Esta máxima aparece plenamente reflejada en la teoría moral de Inmanuel Kant, filósofo ilustrado. Para Kant, las normas morales deben ser imperativos categóricos, mandatos morales cuyo cumplimiento no esté puesto bajo ninguna condición. Son normas establecidas por la razón, que todo ser racional posee. Así, Kant apuesta por una moral absoluta, única y universal, en la que unas únicas normas de conducta sean válidas para todos los individuos racionales. La moral no puede depender de algo tan subjetivo como nuestras emociones o inclinaciones personales; sino que debe basarse en unos principios objetivos, que puedan aplicarse universalmente a todo ser racional. En sus palabras, “actúa sólo según aquella máxima que puedas querer que se convierta en ley universal”.

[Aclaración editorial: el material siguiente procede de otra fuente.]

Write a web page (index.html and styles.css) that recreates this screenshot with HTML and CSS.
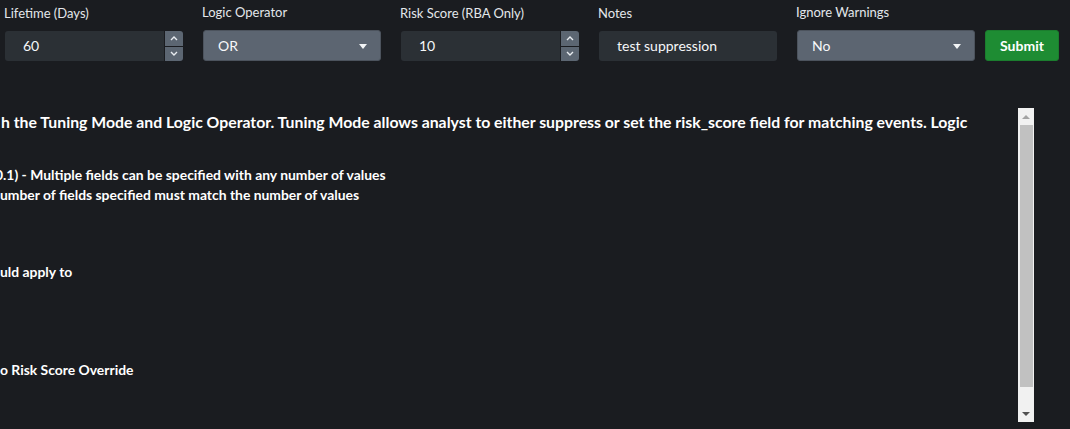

No obstante, al fundamentar la moralidad en principios universales y plenamente objetivos, se podría pensar que Kant está ignorando la diversidad y complejidad de las culturas y sociedades, hacia las que muestra falta de respeto. Y es que, aunque todos alabamos la generosidad o la valentía y rechazamos la violencia o la traición, la moralidad está inevitablemente ligada a la cultura y la historia de cada sociedad. La homosexualidad, por ejemplo, es aceptada por la mayoría en Europa Occidental, pero constituye un delito en 78 países, suponiendo la pena de muerte en 13 de ellos. (Lázaro A. Euronews, 2021). Sabido esto, la pregunta es; ¿Debe imponerse entonces una moral común para todos? Si fuese así, nos tendríamos que enfrentar a la tarea de determinar cuáles serían esos valores y con qué criterios podríamos decidir si la moral de una determinada sociedad es mejor que otra.

Siguiendo por esta línea, el etnocentrismo es un término de la antropología que designa la creencia de que la cultura propia es más valiosa y superior a todas las demás, a las que califica de primitivas o salvajes. Nos suena mucho esta línea, ¿verdad? De hecho, algunas de las mayores desgracias de la humanidad, como el Holocausto, tienen su base en estas visiones etnocéntricas.

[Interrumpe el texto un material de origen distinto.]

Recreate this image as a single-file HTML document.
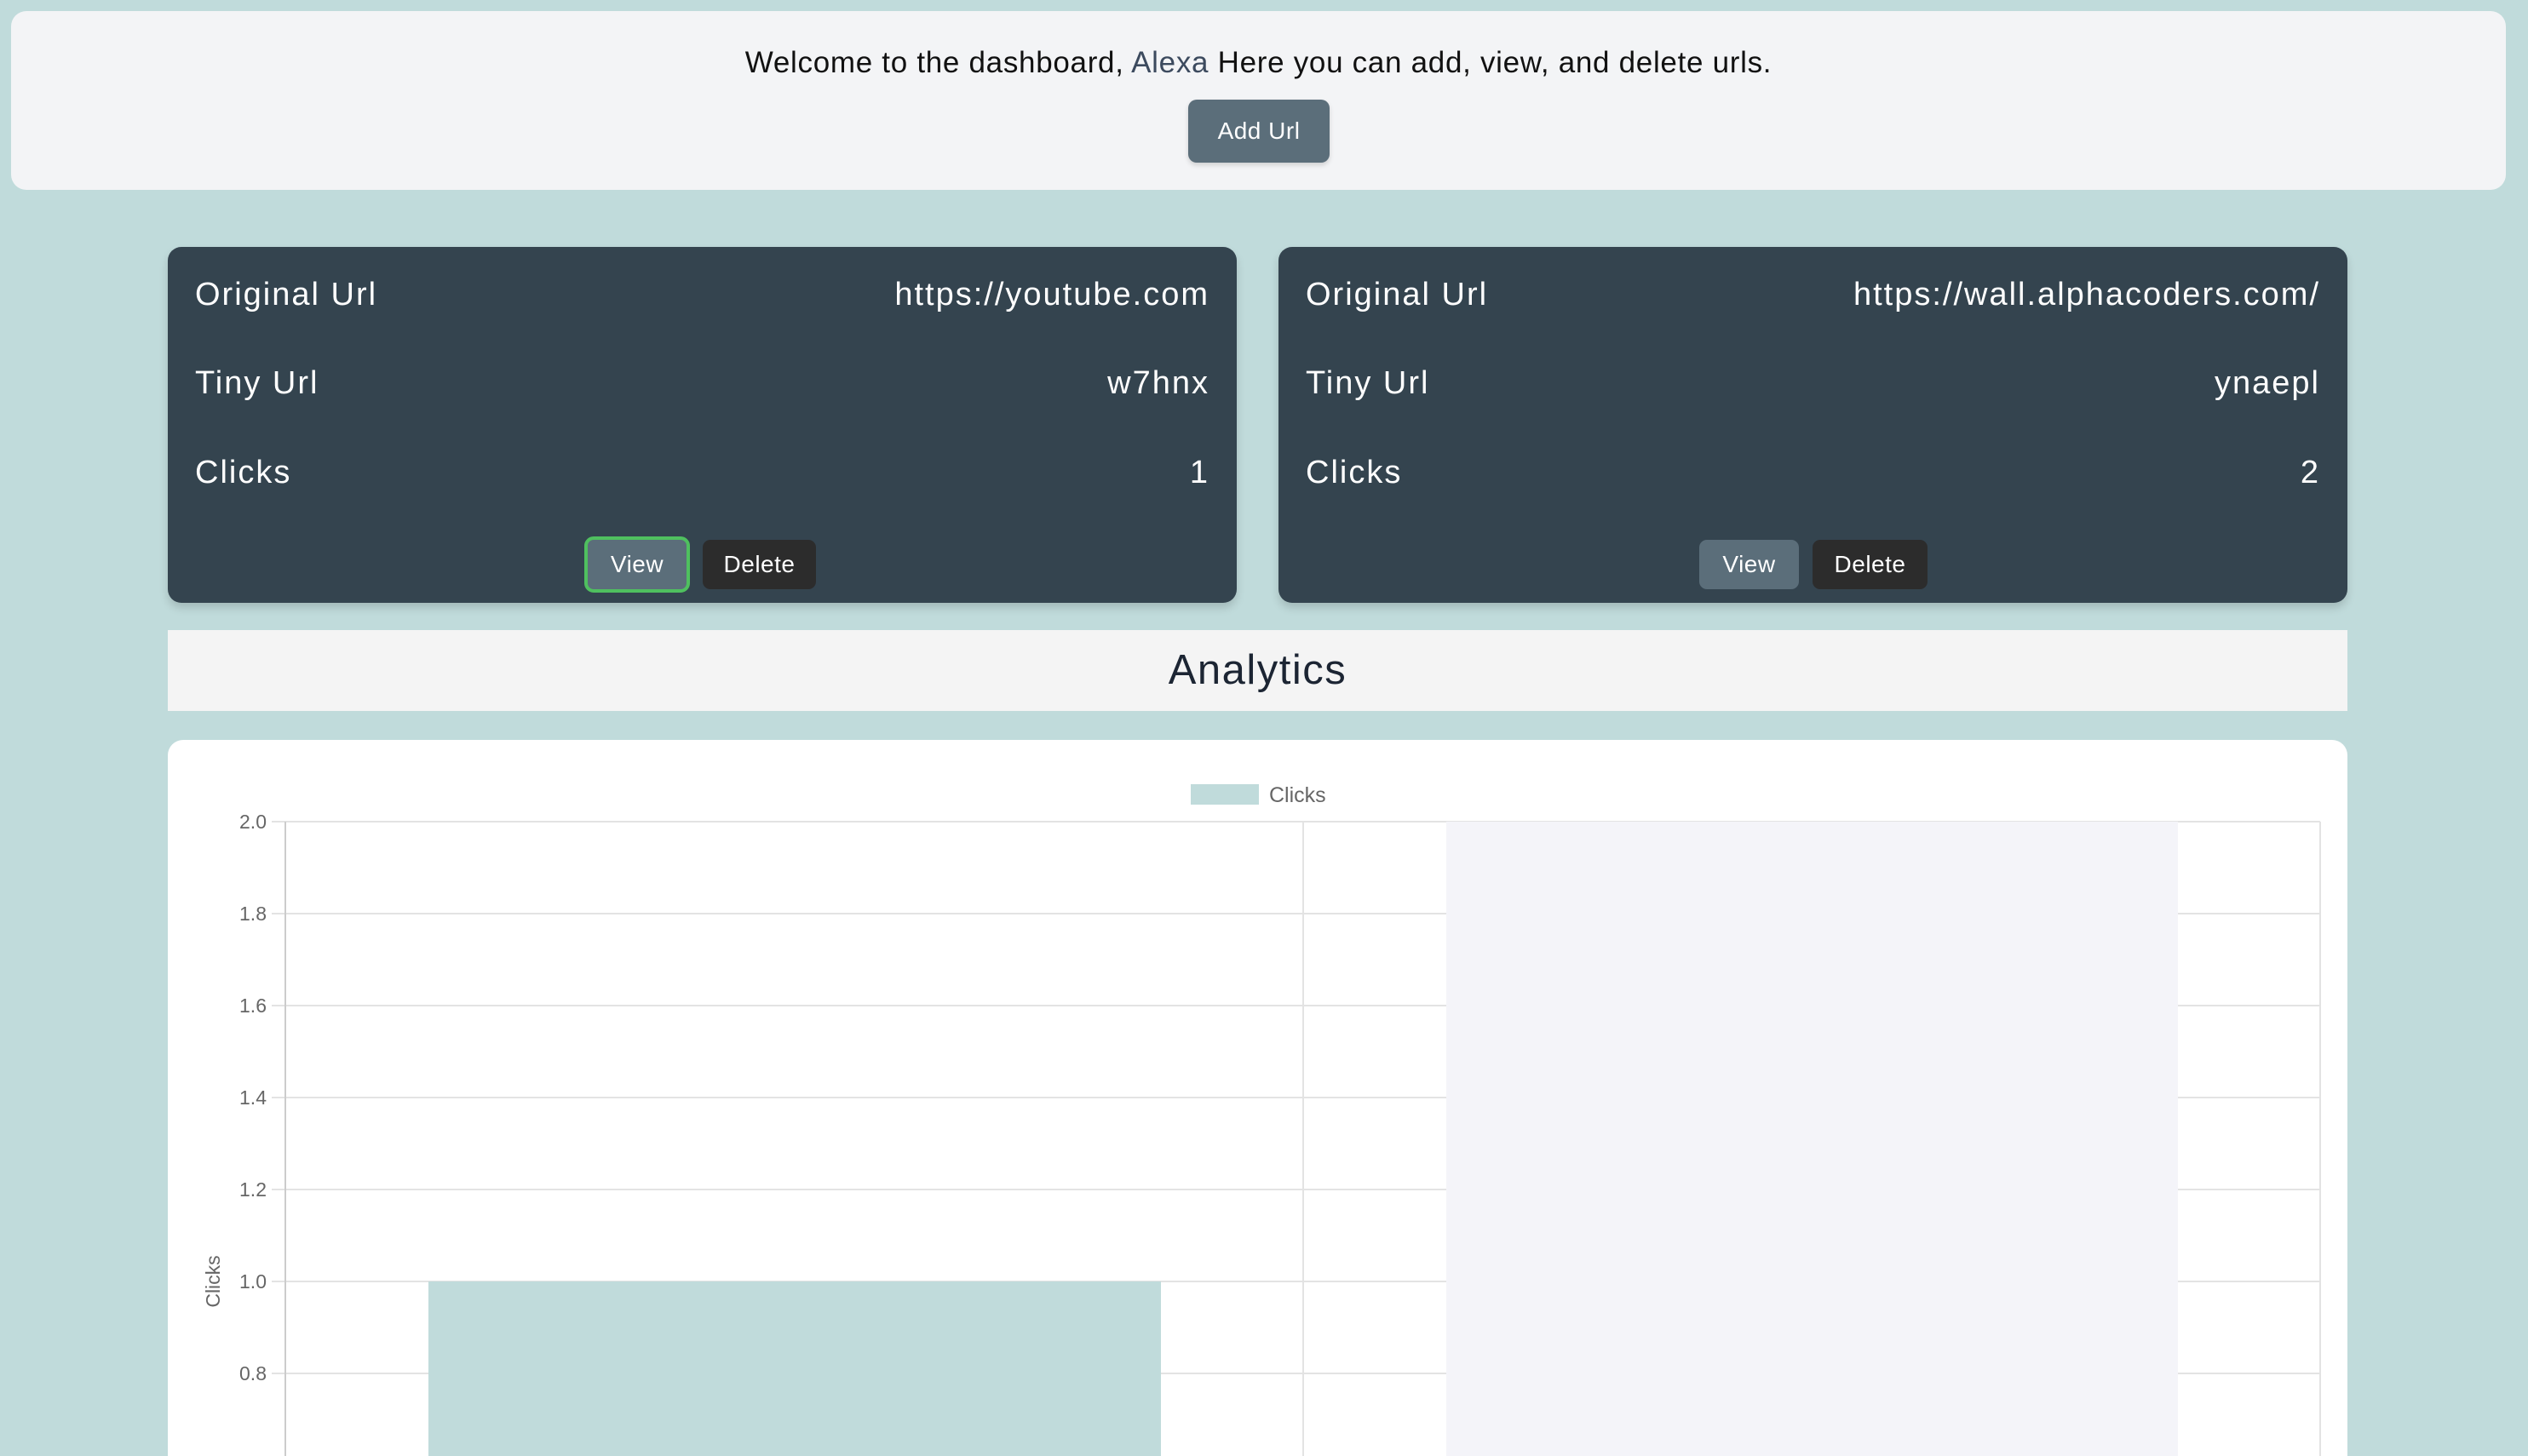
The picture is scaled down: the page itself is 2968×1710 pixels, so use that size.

El relativismo cultural se opone al etnocentrismo y al universalismo cultural. Sostiene que no podemos juzgar ninguna cultura a partir de los patrones de otra, ni calificar a unas y otras de superiores o inferiores. Por ejemplo, no podemos juzgar la cultura de una tribu africana desde nuestra perspectiva como seres blancos, europeos y cristianos. Para el relativismo cultural, cada cultura debe ser interpretada desde su propia visión del mundo.

No obstante, esta postura implica a menudo aceptar y justificar creencias y prácticas que muchas veces no son aceptables. Pero el justificar posturas racistas, sexistas, machistas o antiguas costumbres como la esclavitud, no puede llevar a nada bueno y, desde mi punto de vista, justificarlas alegando que son parte de la cultura o de la tradición contribuye a perpetuar la discriminación y la vulneración de la libertad individual. Y aquí aparece el tema de la tradición. ¿Debemos respetar tradiciones que formen parte de una cultura aun cuando vulneren los derechos humanos? La mutilación genital femenina, por ejemplo, que sufren más de 200 millones de mujeres y niñas (OMS, 2024) en países de África, Oriente Medio y Asia, es una violación de sus derechos humanos. Al dolor que esta práctica produce se le unen otras consecuencias sobre la salud a corto y largo plazo: fiebre, infecciones, problemas menstruales y sexuales y un largo etcétera que puede llegar incluso a la muerte. Entre los factores que llevan a esta práctica se encuentra el de asegurar la virginidad antes del matrimonio, además de evitar que la mujer mantenga relaciones sexuales extraconyugales. La discriminación de género, los roles y normas culturales contribuyen a perpetuar esta práctica a la que 8.427 niñas son expuestas cada día (National Geographic, 2019). El justificarla diciendo que es su cultura y tenemos que respetarla sólo es seguir poniendo en peligro a mujeres y niñas todos los días.

En definitiva, lo que está bien y lo que está mal ha variado a lo largo de la historia, de unas sociedades a otras y entre la propia comunidad. Si bien desde mi punto de vista no existe y no debe existir una moral universal, sí deben imponerse al menos unas normas que hagan respetar los Derechos Humanos y que reconozcan y protejan la dignidad de todo el mundo. Así, tradiciones, como la mencionada en el párrafo anterior, que atentan directamente contra la integridad de mujeres y niñas, deben ser condenadas, vengan de la cultura que vengan.